There’s no doubt about it: the VW California Ocean is the ‘real thing’ in the Transporter market. Compare specifications and it actually compares well with its rivals on price. You get an added bonus, too: it won’t lose as much of its value over time as other ’vans would.
It may be the world’s second largest carmaker, but Volkswagen still takes a keen interest in the campervan market. It typically sells some 400 Californias at 36 of its van centres, arguably making it the most popular camper in the UK. If you want to be one of them, head to your local Volkswagen Van Centre. And to see other VW campervans for sale, click here.
Car-standard build quality
It has an electrically operated aluminium roof
Owners will benefit from class-leading residuals
You get four berths as standard
It comes with a table and two chairs for use outside, with clever, dedicated storage
The sliding door is not on the UK nearside
It does without some practicalities
There’s the Volkswagen California, and then there are VW-based campers… The difference? The California is the only campervan that’s completely manufactured by Volkswagen: the rest are made by specialist manufacturers of varying degrees of pedigree.
Now we have the T6, the latest-generation Volkswagen Transporter, on which the VW California Ocean you see here is based. It may not look that different from the T5 that it’s replaced, but it’s meant a choice of cleaner, more fuel-efficient Euro 6 engines, all manner of safety enhancements and more.
Indeed, Volkswagen lists some 6000 changes to the T6 over the T5. Some of the most significant in terms of safety include a Driver Alert System, Brake Assist, an Automotive Post-Collision Braking System and so on.
In short, it’s the best VW Transporter to date: it’s more powerful, more economical, quieter, better equipped, sturdier and safer. Yes, it’s more expensive. But the overall dimensions remain exactly the same as those of the T5.

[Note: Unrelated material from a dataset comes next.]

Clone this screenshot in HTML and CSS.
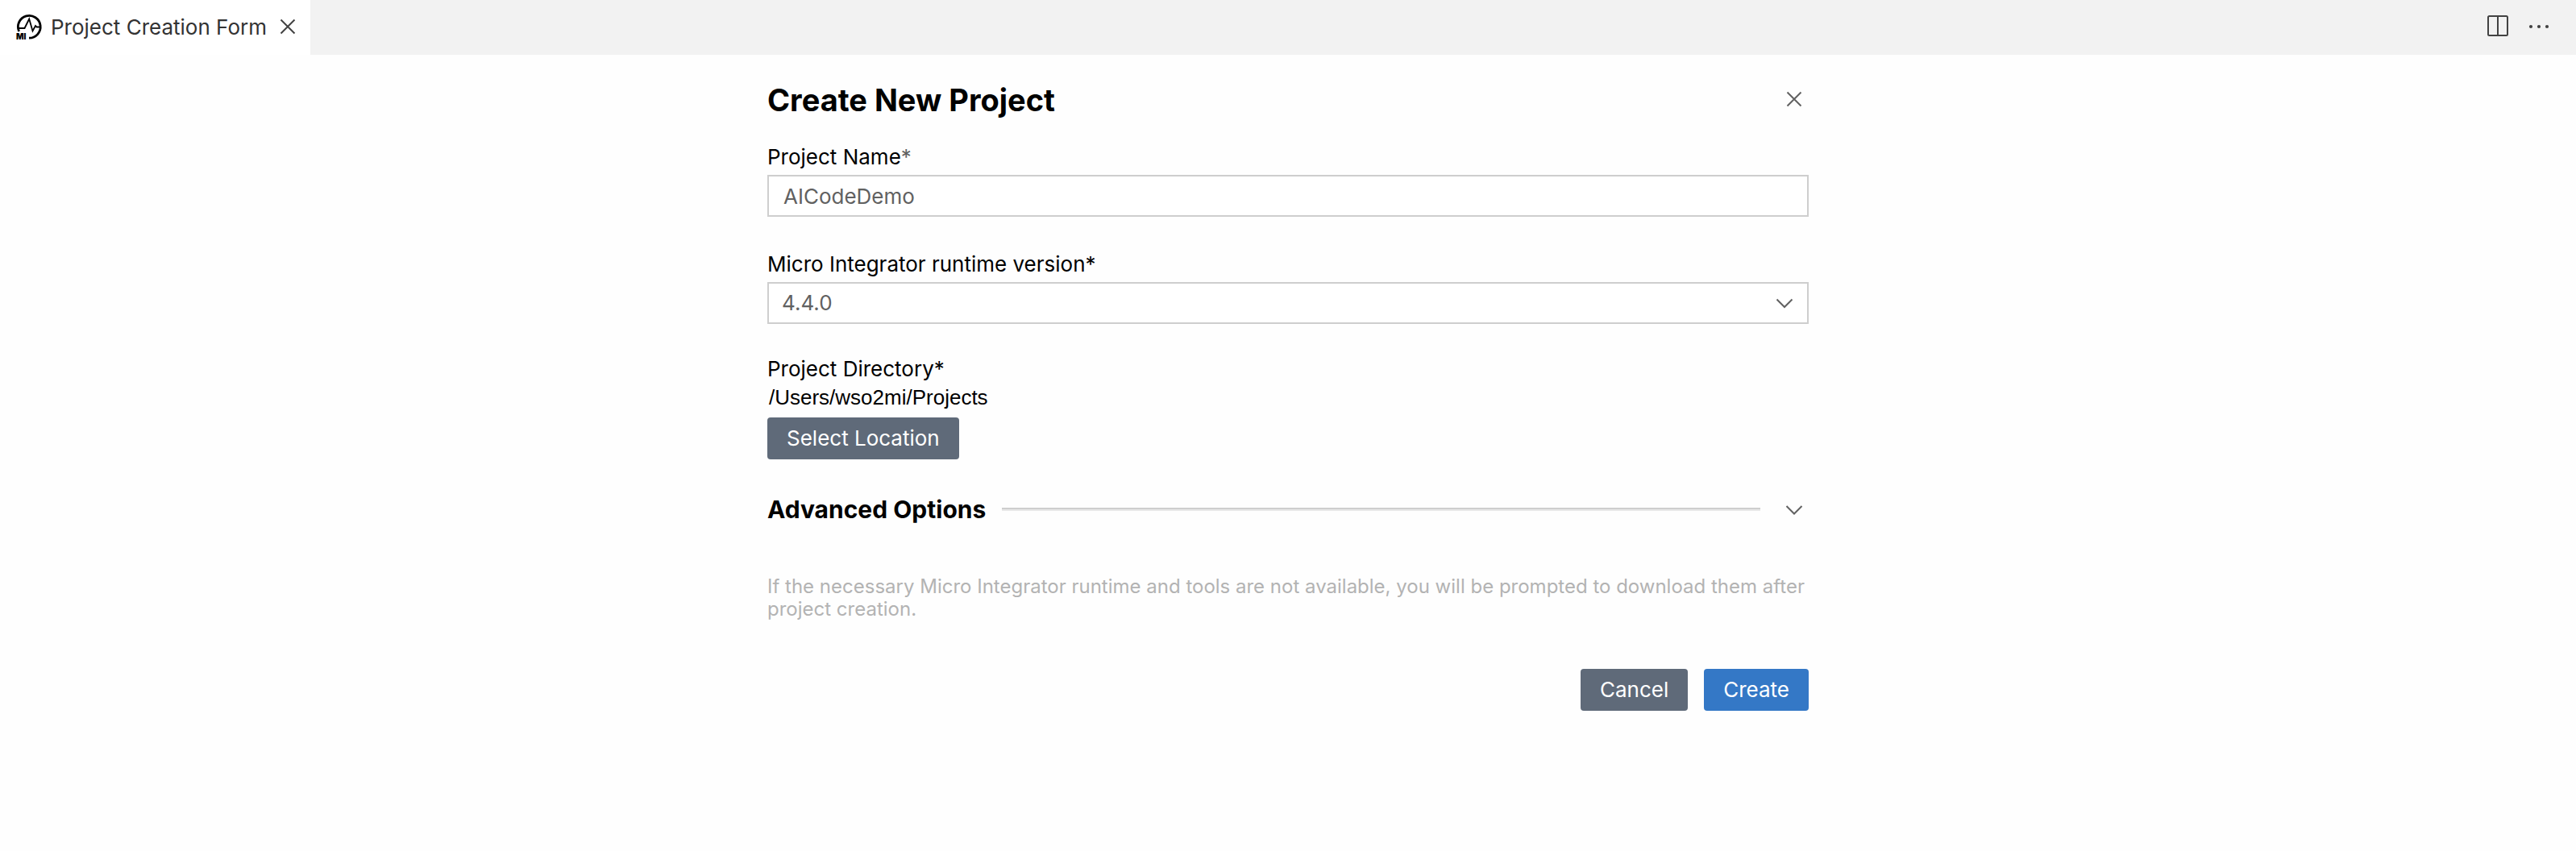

In T6 guise, there are two flavours: Beach and Ocean. Here we have the latter and the higher-trim Ocean is a standard-bearer for the entire class of T6-based ’vans, and a great indicator of the characteristics you can expect when a carmaker turns its attention to campervan production.
The furniture and mouldings are of superior quality. Volkswagen also retains the premium dashboard for its own product. Integral blinds for the side and rear windows, all-LED rear lights, twin chrome strips on the front grille (rivals just get the single ones) and other details are reminders that the Ocean is a cut above the rest of the fleet.
It is by no means perfect, though. Practicality may not always have been at the forefront of its designers’ thoughts. The gas cylinder surrounded by the fresh water tank isn’t liked by everyone. And while overall storage is decent, it lacks the imaginative ideas that other converters can offer.
Moreover, despite being able to call upon lots of optional extras, the majority of these focus on the base vehicle rather than enhancing the camping side of things.
The conversion isn’t switched to right-hand drive, either; hence, the sliding door is on our offside (we appreciate its power latch, but that doesn’t compensate). The small, top-loading fridge is definitely a love-it/loathe-it item. In addition, interior lighting is acceptable, rather than generous.
Nevertheless, the majority would agree that here is a campervan that is head-and-shoulders above its contemporaries. It needn’t cost more, either. Spec-for-spec comparisons actually favour the California – especially because the standard equipment includes clever features, for example, the electrically operated aluminium elevating roof, an outdoor table that is stowed in the sliding door, folding lounge chairs in the tailgate and a programmable diesel heating system.
It’s a full four-berth from the start, too, and the better bed is the one in the roof. The rear seat is automotive quality and boasts fold-away head restraints. There’s an option to add a fifth, removable, travel seat, too.
Volkswagen only offers the California Ocean with two choices of engine – the 150PS and 204PS – albeit along with a range of DSG automatic transmission and 4Motion all-wheel driving configurations. The ’van tested has the larger engine and the automatic gearbox.